This post first appeared on Marc to Market
Investors are seeing turmoil in the capital markets and a decline in US interest rates, including at the short-end. Some are suggesting that market has become less confident of Fed hike next month. Our work suggests this is premature and the Fed funds futures market continues to nearly fully discount a hike at the conclusion of the FOMC meeting on June 13.
The implied yield of the June Fed funds futures contract has fallen from 1.754% to 1.8075%. However, this largely reflects the technical adjustment that the Fed announced in the statement after the May meeting. It indicated that it would lower the rate it pays on reserves from the top end of the Fed funds target range to a little (five basis points) within it as a way to maintain control of short-term rates.
The Fed Funds effective rate has been averaging 1.70% since the March hike which lifted the Fed funds target range to 1.50%-1.75%. The Fed’s action is expected to push the effective Fed funds rate a few basis points lower relative to the range following the next hike.
Here is our calculation: Until the FOMC meeting concludes, Fed funds continue to average 1.70%. That covers the first 13 days of the month. If the Fed hikes rates on June 13, we assume Fed funds will average 1.90% (rather than 1.95%) for the following 15 sessions. On the last business day of the month, June 29, we anticipate a 10 bp drop in the effective Fed funds rates, reflecting the typical end of the half year adjustment.
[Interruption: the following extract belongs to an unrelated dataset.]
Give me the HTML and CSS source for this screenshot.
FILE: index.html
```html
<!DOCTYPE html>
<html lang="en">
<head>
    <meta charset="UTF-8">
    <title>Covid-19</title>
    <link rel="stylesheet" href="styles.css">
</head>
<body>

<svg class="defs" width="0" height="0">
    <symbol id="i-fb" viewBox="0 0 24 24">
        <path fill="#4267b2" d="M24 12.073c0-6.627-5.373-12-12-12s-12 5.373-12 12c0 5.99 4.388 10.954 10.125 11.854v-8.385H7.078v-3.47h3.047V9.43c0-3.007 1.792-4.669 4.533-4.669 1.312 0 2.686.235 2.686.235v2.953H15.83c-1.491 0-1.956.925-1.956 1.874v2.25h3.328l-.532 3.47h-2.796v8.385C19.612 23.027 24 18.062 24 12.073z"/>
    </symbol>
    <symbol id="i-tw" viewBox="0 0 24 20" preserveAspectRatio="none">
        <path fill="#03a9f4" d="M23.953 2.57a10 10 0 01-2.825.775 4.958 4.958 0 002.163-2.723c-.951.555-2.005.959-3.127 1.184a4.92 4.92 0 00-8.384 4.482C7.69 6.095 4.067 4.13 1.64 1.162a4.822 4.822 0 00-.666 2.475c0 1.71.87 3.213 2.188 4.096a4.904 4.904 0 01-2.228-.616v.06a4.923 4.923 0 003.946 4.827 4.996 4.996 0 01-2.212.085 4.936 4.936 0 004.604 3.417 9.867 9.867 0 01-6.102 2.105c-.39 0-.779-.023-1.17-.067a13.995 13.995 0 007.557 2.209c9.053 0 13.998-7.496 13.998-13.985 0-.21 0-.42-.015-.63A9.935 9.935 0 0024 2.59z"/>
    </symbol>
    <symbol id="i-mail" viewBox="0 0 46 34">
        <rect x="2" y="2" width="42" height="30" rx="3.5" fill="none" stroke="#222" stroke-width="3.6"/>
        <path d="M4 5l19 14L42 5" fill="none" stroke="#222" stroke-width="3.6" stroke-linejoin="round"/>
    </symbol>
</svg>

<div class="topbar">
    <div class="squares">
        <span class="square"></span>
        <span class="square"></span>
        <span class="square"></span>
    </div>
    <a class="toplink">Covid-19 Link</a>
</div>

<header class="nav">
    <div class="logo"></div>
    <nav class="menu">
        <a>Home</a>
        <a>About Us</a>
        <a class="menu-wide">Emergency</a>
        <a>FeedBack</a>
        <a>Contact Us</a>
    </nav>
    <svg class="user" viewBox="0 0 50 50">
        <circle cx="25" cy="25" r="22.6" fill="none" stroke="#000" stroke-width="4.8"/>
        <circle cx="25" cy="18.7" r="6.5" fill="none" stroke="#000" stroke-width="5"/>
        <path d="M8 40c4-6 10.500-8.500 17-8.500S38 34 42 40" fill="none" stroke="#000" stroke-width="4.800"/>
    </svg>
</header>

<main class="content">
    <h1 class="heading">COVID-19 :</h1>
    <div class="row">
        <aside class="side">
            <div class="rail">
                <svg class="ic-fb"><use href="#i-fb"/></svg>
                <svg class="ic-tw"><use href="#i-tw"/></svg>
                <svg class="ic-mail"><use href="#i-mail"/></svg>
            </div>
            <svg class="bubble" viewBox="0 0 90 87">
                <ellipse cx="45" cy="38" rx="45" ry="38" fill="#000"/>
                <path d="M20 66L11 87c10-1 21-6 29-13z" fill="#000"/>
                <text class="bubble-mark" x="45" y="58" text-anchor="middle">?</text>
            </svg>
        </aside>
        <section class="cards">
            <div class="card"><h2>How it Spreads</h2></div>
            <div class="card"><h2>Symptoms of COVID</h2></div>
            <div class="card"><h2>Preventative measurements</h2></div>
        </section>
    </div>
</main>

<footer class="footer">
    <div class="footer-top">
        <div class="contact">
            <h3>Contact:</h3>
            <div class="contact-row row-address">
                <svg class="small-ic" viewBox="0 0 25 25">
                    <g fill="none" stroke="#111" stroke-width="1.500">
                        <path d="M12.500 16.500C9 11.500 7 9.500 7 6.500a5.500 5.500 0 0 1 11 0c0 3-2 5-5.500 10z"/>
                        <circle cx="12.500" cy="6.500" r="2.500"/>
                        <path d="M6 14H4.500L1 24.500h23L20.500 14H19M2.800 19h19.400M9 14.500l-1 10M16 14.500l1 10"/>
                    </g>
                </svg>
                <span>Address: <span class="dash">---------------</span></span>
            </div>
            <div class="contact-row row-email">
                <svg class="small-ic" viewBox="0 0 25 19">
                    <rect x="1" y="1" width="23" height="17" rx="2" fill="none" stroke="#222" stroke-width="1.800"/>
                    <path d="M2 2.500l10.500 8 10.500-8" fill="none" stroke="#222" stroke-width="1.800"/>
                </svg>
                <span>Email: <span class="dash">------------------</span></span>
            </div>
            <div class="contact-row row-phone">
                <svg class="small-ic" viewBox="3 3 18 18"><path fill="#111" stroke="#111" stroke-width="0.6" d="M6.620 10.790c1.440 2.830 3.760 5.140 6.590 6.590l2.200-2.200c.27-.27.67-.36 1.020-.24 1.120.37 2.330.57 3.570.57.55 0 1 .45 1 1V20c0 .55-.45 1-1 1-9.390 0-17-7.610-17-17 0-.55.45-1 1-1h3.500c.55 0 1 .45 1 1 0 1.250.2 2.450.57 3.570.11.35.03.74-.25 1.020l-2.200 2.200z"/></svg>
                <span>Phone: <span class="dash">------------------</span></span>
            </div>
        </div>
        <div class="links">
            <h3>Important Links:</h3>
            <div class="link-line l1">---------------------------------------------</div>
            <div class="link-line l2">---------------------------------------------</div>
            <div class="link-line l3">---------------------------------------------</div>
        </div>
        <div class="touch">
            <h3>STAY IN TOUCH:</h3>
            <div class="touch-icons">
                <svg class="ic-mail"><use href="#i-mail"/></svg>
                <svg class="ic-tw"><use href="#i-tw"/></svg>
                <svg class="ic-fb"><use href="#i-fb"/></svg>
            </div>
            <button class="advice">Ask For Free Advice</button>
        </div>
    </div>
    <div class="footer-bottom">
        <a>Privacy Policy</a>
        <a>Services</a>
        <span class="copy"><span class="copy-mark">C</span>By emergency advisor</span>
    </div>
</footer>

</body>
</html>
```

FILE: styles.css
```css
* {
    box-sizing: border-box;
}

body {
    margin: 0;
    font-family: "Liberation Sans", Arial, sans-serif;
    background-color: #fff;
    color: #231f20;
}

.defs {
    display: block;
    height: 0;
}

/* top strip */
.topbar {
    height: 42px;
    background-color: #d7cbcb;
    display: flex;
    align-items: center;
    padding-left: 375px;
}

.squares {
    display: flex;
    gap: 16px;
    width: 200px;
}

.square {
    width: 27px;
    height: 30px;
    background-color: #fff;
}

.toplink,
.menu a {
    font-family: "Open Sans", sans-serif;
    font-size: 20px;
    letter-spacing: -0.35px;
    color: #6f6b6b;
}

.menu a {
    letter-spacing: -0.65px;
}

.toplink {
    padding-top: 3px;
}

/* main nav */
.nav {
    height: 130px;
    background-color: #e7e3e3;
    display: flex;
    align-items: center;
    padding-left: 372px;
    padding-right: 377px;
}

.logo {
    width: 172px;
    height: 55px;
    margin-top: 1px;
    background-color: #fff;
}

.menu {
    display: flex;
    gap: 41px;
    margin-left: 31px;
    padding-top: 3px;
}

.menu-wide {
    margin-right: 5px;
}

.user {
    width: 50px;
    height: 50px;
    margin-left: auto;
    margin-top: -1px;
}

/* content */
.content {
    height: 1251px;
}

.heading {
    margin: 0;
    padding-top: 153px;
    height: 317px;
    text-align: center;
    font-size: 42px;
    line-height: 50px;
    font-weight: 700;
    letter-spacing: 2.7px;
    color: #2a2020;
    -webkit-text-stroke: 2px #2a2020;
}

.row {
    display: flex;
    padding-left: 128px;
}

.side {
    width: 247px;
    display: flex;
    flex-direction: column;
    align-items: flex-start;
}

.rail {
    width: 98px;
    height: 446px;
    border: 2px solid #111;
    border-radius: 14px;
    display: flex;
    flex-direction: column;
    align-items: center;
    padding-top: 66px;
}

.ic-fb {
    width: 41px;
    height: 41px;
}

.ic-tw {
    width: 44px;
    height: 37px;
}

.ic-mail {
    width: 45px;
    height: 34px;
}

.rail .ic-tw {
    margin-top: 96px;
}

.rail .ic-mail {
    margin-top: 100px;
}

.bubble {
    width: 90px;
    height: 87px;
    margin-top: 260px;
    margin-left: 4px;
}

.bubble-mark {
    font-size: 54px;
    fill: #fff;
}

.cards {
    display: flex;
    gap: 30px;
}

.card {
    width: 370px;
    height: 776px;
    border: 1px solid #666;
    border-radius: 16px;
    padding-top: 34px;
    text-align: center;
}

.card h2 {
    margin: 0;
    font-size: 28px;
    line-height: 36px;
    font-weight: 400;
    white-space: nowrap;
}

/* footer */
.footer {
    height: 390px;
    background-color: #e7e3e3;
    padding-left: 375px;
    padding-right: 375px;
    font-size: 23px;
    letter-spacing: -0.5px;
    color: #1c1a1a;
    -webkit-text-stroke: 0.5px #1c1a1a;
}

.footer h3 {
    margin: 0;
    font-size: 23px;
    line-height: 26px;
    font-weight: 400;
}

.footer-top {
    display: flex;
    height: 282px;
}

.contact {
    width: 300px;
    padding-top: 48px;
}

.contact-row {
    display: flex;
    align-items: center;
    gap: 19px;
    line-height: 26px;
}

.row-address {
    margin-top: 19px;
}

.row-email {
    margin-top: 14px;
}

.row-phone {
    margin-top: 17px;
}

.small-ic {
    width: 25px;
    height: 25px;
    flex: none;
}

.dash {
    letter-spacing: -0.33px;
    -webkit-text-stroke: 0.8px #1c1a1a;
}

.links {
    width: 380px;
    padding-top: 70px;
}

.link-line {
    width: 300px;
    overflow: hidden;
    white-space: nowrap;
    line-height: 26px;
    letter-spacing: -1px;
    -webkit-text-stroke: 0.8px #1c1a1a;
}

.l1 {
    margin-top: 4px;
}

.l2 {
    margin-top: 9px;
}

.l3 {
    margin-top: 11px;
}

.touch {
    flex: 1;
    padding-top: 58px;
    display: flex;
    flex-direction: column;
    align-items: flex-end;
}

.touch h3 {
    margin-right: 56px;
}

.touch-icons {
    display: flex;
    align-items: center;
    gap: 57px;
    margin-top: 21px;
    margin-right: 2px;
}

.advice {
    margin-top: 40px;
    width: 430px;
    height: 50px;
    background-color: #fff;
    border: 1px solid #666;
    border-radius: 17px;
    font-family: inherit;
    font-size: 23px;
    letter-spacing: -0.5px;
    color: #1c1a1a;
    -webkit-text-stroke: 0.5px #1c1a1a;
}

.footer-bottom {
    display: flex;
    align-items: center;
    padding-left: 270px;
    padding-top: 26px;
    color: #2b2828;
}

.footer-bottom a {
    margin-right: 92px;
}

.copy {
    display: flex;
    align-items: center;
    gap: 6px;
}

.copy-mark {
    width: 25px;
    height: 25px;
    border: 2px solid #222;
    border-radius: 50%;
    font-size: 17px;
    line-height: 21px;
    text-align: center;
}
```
When add the sums and divide by 30, the average effective Fed funds rate is 1.806%. The June contract is currently trading hands at 1.81%. The July Fed Funds futures contract implies a yield of 1.89%.
Where the market does seem less sure is with the hike after June. Assuming that the Fed is successful–that lowering the interest rate that it pays on reserves will drive the effective rate, a hike in September would produce an effective Fed funds rate of say 2.15%. The October Fed funds futures contract currently implies a 2.025% average rate. This is the lowest rate since April 6.
The markets are not reacting to the US stock market gyrations. The S&P 500 is near the middle of the this year’s range. It 1% gain year-to-date- is the second-best performer in the G7 here in 2017, lagging behind France’s CAC 40, which is up nearly 2.5%. Rather, investors are reacting to rise of systemic risk emanating from Europe. Short-term dollar rates have fallen, but this seems to be a function of liquidity–flight to safety–rather than driven by shifting conviction over Fed policy. That said, following the release of the minutes of the May FOMC meeting, the market understood the Fed was not ready to signal an acceleration in its gradual pace despite the risk inflation rises above target and the fiscal stimulus that is in the pipeline.
The market turmoil has seen investors trim expectations for other major central banks. Investors have shaved the likelihood that the ECB begins hiking rates in the middle of next year. The market has pared the odds of BOE rate hike in November. The Bank of Canada meets tomorrow, but the market has long played down the chances of a hike. However, recently investors have downgraded the chances of a July move. At the start fo the month, interpolating from the OIS curve showed nearly a 72% chance that target would be higher than the prevailing 1.25%. The odds are now seen closer to 55%.